── Data provided ──

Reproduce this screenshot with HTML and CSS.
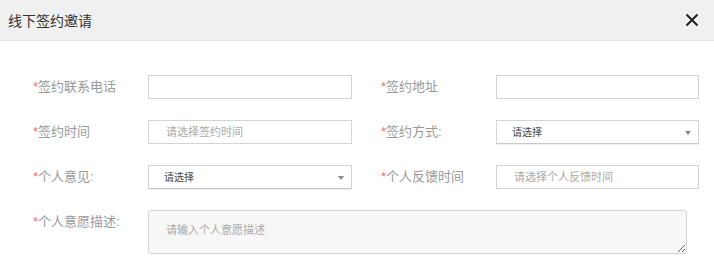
FILE: index.html
```html
<!DOCTYPE html>
<html lang="zh-CN">
<head>
    <meta charset="UTF-8">
    <meta name="viewport" content="width=device-width, initial-scale=1.0">
    <title>线下签约邀请</title>
    <link rel="stylesheet" href="styles.css">
</head>
<body>

    <div class="dialog">
        <!-- Dialog Header -->
        <div class="dialog-header">
            <h3>线下签约邀请</h3>
            <button class="close-btn" aria-label="关闭">
                <svg width="14" height="14" viewBox="0 0 14 14">
                    <path d="M1.5 1.5 L12.5 12.5 M12.5 1.5 L1.5 12.5" stroke="#222" stroke-width="2" fill="none"/>
                </svg>
            </button>
        </div>

        <!-- Form -->
        <form class="sign-form">
            <div class="field">
                <label><span class="req">*</span>签约联系电话</label>
                <input type="text" class="text-input">
            </div>
            <div class="field">
                <label><span class="req">*</span>签约地址</label>
                <input type="text" class="text-input">
            </div>

            <div class="field">
                <label><span class="req">*</span>签约时间</label>
                <input type="text" class="text-input date-input" placeholder="请选择签约时间">
            </div>
            <div class="field">
                <label><span class="req">*</span>签约方式:</label>
                <div class="select-wrap">
                    <select class="select-input">
                        <option>请选择</option>
                    </select>
                </div>
            </div>

            <div class="field">
                <label><span class="req">*</span>个人意见:</label>
                <div class="select-wrap">
                    <select class="select-input">
                        <option>请选择</option>
                    </select>
                </div>
            </div>
            <div class="field">
                <label><span class="req">*</span>个人反馈时间</label>
                <input type="text" class="text-input date-input" placeholder="请选择个人反馈时间">
            </div>

            <div class="field field-wide">
                <label><span class="req">*</span>个人意愿描述:</label>
                <textarea class="text-area" placeholder="请输入个人意愿描述"></textarea>
            </div>
        </form>
    </div>

</body>
</html>
```

FILE: styles.css
```css
/* General Styling */
body {
    margin: 0;
    padding: 0;
    background-color: #fff;
    font-family: "Liberation Sans", "Noto Sans CJK SC", sans-serif;
    color: #333;
}

/* Dialog Header */
.dialog-header {
    height: 40px;
    background-color: #f0f0f0;
    border-bottom: 1px solid #e4e4e4;
    display: flex;
    align-items: center;
    justify-content: space-between;
    padding: 0 15px 0 8px;
}

.dialog-header h3 {
    margin: 0;
    font-size: 14px;
    font-weight: normal;
    color: #333;
}

.close-btn {
    border: none;
    background: none;
    padding: 0;
    width: 14px;
    height: 14px;
    cursor: pointer;
    display: flex;
}

/* Form */
.sign-form {
    display: grid;
    grid-template-columns: 319px 318px;
    column-gap: 29px;
    row-gap: 21px;
    padding: 34px 0 0 33px;
}

.field {
    display: flex;
    align-items: center;
}

.field label {
    width: 115px;
    flex-shrink: 0;
    font-size: 13px;
    line-height: 24px;
    color: #999;
}

.req {
    color: #f56c6c;
}

.text-input {
    box-sizing: border-box;
    width: 204px;
    height: 24px;
    border: 1px solid #d4d4d4;
    border-radius: 0;
    padding: 0 17px;
    font-size: 11px;
    font-family: inherit;
    color: #333;
    outline: none;
}

.text-input::placeholder,
.text-area::placeholder {
    color: #aaa;
}

/* Select */
.select-wrap {
    position: relative;
    width: 204px;
    height: 24px;
}

.select-wrap::after {
    content: "";
    position: absolute;
    right: 8px;
    top: 11px;
    border-left: 3px solid transparent;
    border-right: 3px solid transparent;
    border-top: 4px solid #888;
    pointer-events: none;
}

.select-input {
    appearance: none;
    -webkit-appearance: none;
    box-sizing: border-box;
    width: 100%;
    height: 24px;
    border: 1px solid #d4d4d4;
    border-bottom-color: #c8c8c8;
    border-radius: 0;
    background-color: #fff;
    padding: 0 15px;
    font-size: 10px;
    font-family: inherit;
    color: #444;
    outline: none;
    box-shadow: 0 1px 1px rgba(0, 0, 0, 0.06);
}

/* Textarea row */
.field-wide {
    grid-column: 1 / 3;
    align-items: flex-start;
}

.text-area {
    box-sizing: border-box;
    width: 539px;
    height: 44px;
    border: 1px solid #d4d4d4;
    border-radius: 3px;
    background-color: #f7f7f7;
    padding: 10px 17px;
    font-size: 11px;
    font-family: inherit;
    color: #333;
    outline: none;
    resize: both;
}
```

───

Replicate the material above verbatim; images stay out of the copy.

Reproduce this screenshot with HTML and CSS.
FILE: index.html
```html
<!DOCTYPE html>
<html lang="zh-CN">
<head>
    <meta charset="UTF-8">
    <meta name="viewport" content="width=device-width, initial-scale=1.0">
    <title>线下签约邀请</title>
    <link rel="stylesheet" href="styles.css">
</head>
<body>

    <div class="dialog">
        <!-- Dialog Header -->
        <div class="dialog-header">
            <h3>线下签约邀请</h3>
            <button class="close-btn" aria-label="关闭">
                <svg width="14" height="14" viewBox="0 0 14 14">
                    <path d="M1.5 1.5 L12.5 12.5 M12.5 1.5 L1.5 12.5" stroke="#222" stroke-width="2" fill="none"/>
                </svg>
            </button>
        </div>

        <!-- Form -->
        <form class="sign-form">
            <div class="field">
                <label><span class="req">*</span>签约联系电话</label>
                <input type="text" class="text-input">
            </div>
            <div class="field">
                <label><span class="req">*</span>签约地址</label>
                <input type="text" class="text-input">
            </div>

            <div class="field">
                <label><span class="req">*</span>签约时间</label>
                <input type="text" class="text-input date-input" placeholder="请选择签约时间">
            </div>
            <div class="field">
                <label><span class="req">*</span>签约方式:</label>
                <div class="select-wrap">
                    <select class="select-input">
                        <option>请选择</option>
                    </select>
                </div>
            </div>

            <div class="field">
                <label><span class="req">*</span>个人意见:</label>
                <div class="select-wrap">
                    <select class="select-input">
                        <option>请选择</option>
                    </select>
                </div>
            </div>
            <div class="field">
                <label><span class="req">*</span>个人反馈时间</label>
                <input type="text" class="text-input date-input" placeholder="请选择个人反馈时间">
            </div>

            <div class="field field-wide">
                <label><span class="req">*</span>个人意愿描述:</label>
                <textarea class="text-area" placeholder="请输入个人意愿描述"></textarea>
            </div>
        </form>
    </div>

</body>
</html>
```

FILE: styles.css
```css
/* General Styling */
body {
    margin: 0;
    padding: 0;
    background-color: #fff;
    font-family: "Liberation Sans", "Noto Sans CJK SC", sans-serif;
    color: #333;
}

/* Dialog Header */
.dialog-header {
    height: 40px;
    background-color: #f0f0f0;
    border-bottom: 1px solid #e4e4e4;
    display: flex;
    align-items: center;
    justify-content: space-between;
    padding: 0 15px 0 8px;
}

.dialog-header h3 {
    margin: 0;
    font-size: 14px;
    font-weight: normal;
    color: #333;
}

.close-btn {
    border: none;
    background: none;
    padding: 0;
    width: 14px;
    height: 14px;
    cursor: pointer;
    display: flex;
}

/* Form */
.sign-form {
    display: grid;
    grid-template-columns: 319px 318px;
    column-gap: 29px;
    row-gap: 21px;
    padding: 34px 0 0 33px;
}

.field {
    display: flex;
    align-items: center;
}

.field label {
    width: 115px;
    flex-shrink: 0;
    font-size: 13px;
    line-height: 24px;
    color: #999;
}

.req {
    color: #f56c6c;
}

.text-input {
    box-sizing: border-box;
    width: 204px;
    height: 24px;
    border: 1px solid #d4d4d4;
    border-radius: 0;
    padding: 0 17px;
    font-size: 11px;
    font-family: inherit;
    color: #333;
    outline: none;
}

.text-input::placeholder,
.text-area::placeholder {
    color: #aaa;
}

/* Select */
.select-wrap {
    position: relative;
    width: 204px;
    height: 24px;
}

.select-wrap::after {
    content: "";
    position: absolute;
    right: 8px;
    top: 11px;
    border-left: 3px solid transparent;
    border-right: 3px solid transparent;
    border-top: 4px solid #888;
    pointer-events: none;
}

.select-input {
    appearance: none;
    -webkit-appearance: none;
    box-sizing: border-box;
    width: 100%;
    height: 24px;
    border: 1px solid #d4d4d4;
    border-bottom-color: #c8c8c8;
    border-radius: 0;
    background-color: #fff;
    padding: 0 15px;
    font-size: 10px;
    font-family: inherit;
    color: #444;
    outline: none;
    box-shadow: 0 1px 1px rgba(0, 0, 0, 0.06);
}

/* Textarea row */
.field-wide {
    grid-column: 1 / 3;
    align-items: flex-start;
}

.text-area {
    box-sizing: border-box;
    width: 539px;
    height: 44px;
    border: 1px solid #d4d4d4;
    border-radius: 3px;
    background-color: #f7f7f7;
    padding: 10px 17px;
    font-size: 11px;
    font-family: inherit;
    color: #333;
    outline: none;
    resize: both;
}
```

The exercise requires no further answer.